Spreading
Against a Related Contract
In this instance,
you spread by taking an opposite position in a related contract.
You might spread corn against wheat. You might spread heating oil
against unleaded gasoline. Quite often, operators who trade large
size contracts and are market makers hedge the S&P 500 by taking an opposite
position in the Nasdaq or the Dow.
Soybean traders
often hedge by spreading off against the meal, the oil, or both. When they do
both, they are in effect trading the crush.
Crude oil traders
can hedge by using the crack spread.
Spreading a related contract
spread carries the same precautions as does spreading against a back
month. You must not take the spread if it is going against you.

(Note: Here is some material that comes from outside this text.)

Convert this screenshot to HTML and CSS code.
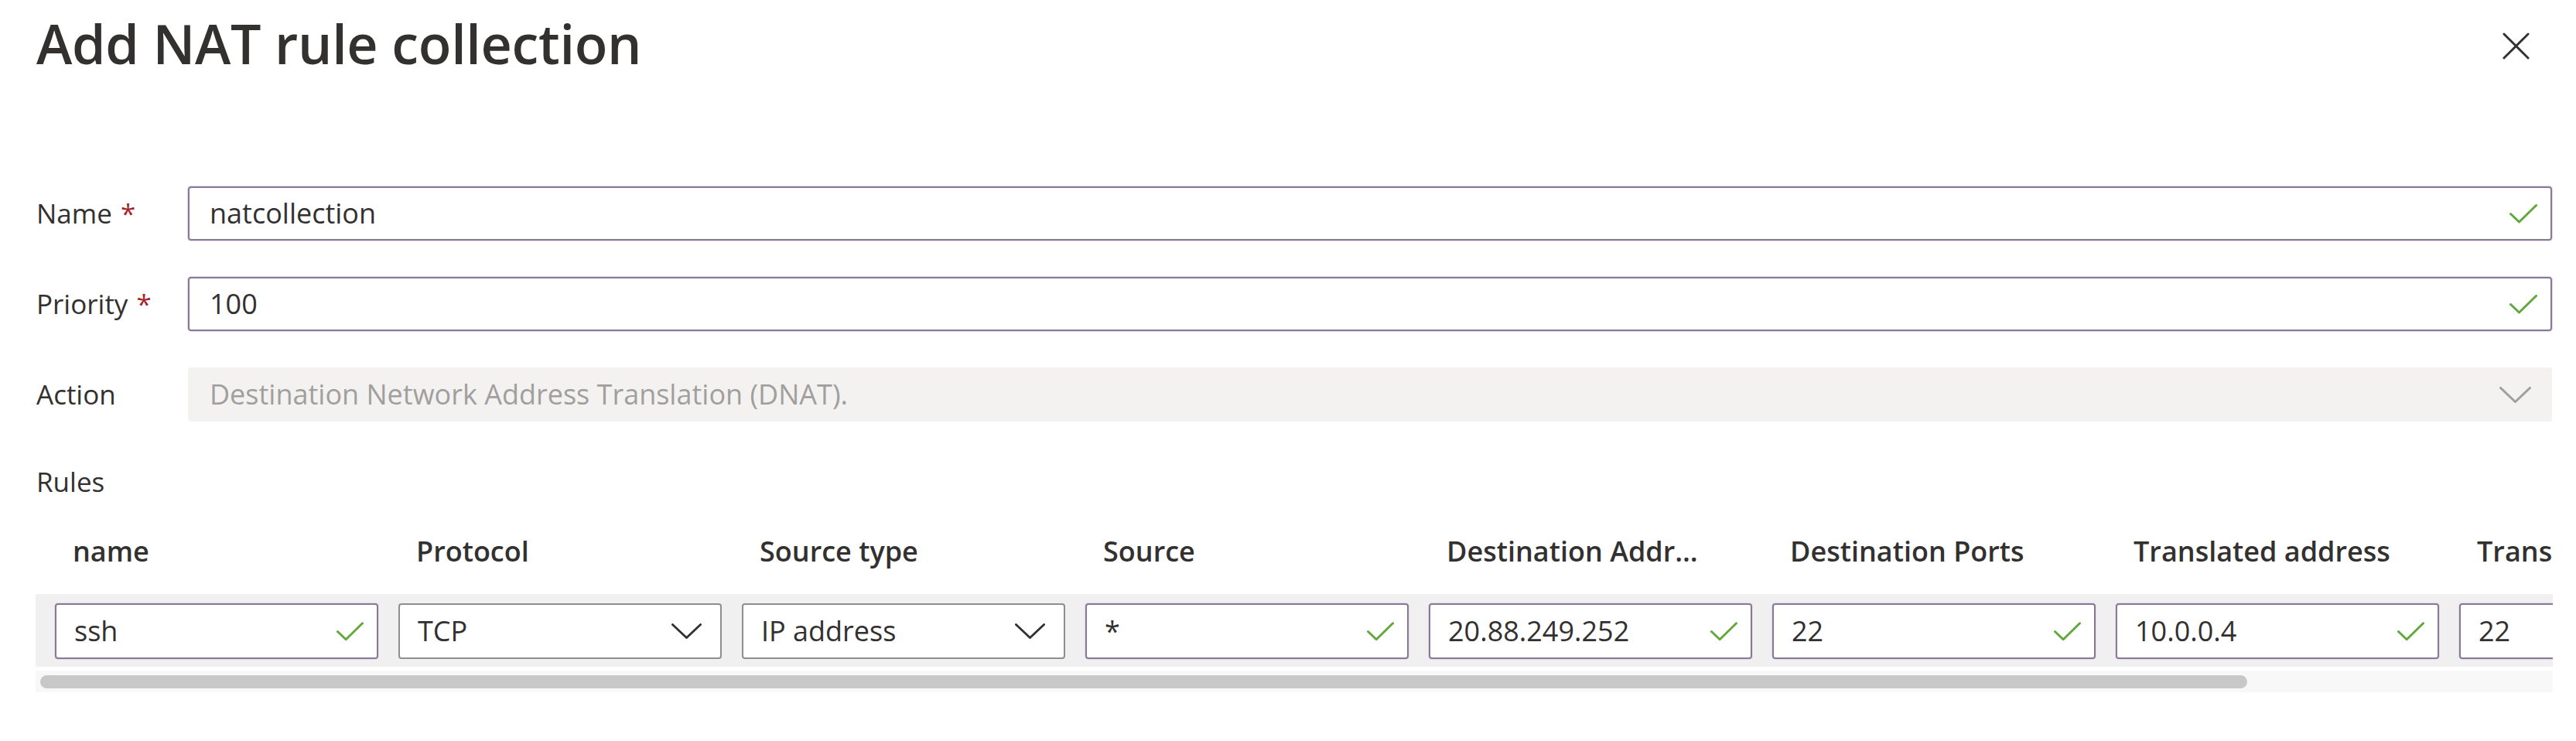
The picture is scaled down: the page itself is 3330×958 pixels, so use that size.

The best way to determine this is to use a line chart to depict
the spread.
Spreading against
a related contract buys time. That is its value. There are all sorts
of philosophical arguments regarding the concept of hedging by spreading.
Some say that
all you are doing is locking in your loss. They say it would be
better to take a loss, get out, and then get back in when the market
is going your way. Such an argument is well taken if you are the
type of trader who can take a loss and then turn right around and
get back in. If you are this type of person, you do not need to
hedge your losses by spreading them off. On the other hand, if losses
are devastating to you, if you are the type of person who cannot
muster up the courage to go back in right after taking a loss, then
you can benefit from the hedge spread.
There's more
to it than that. You can protect a winning position by spreading.
If you are making a decent profit on a position you've taken, but
do not want to take the heat of a correction in the market, you
can spread yourself until such time as you are convinced that the
market has resumed its trend.
The flip side
to this argument is that you should take profits and then get back
in when you are convinced that the market has resumed its trend.
What I'm trying
to do for you here is to present you with an alternative you may
not have realized you had.
The arguments
could go back and forth all day without any agreement as to which
way is the better way. The answer is to protect yourself in a way
that is the most comfortable to you; in a way that best fits your
own temperament and trading style.
It's good to know
there are alternatives to simply being stopped out in a market.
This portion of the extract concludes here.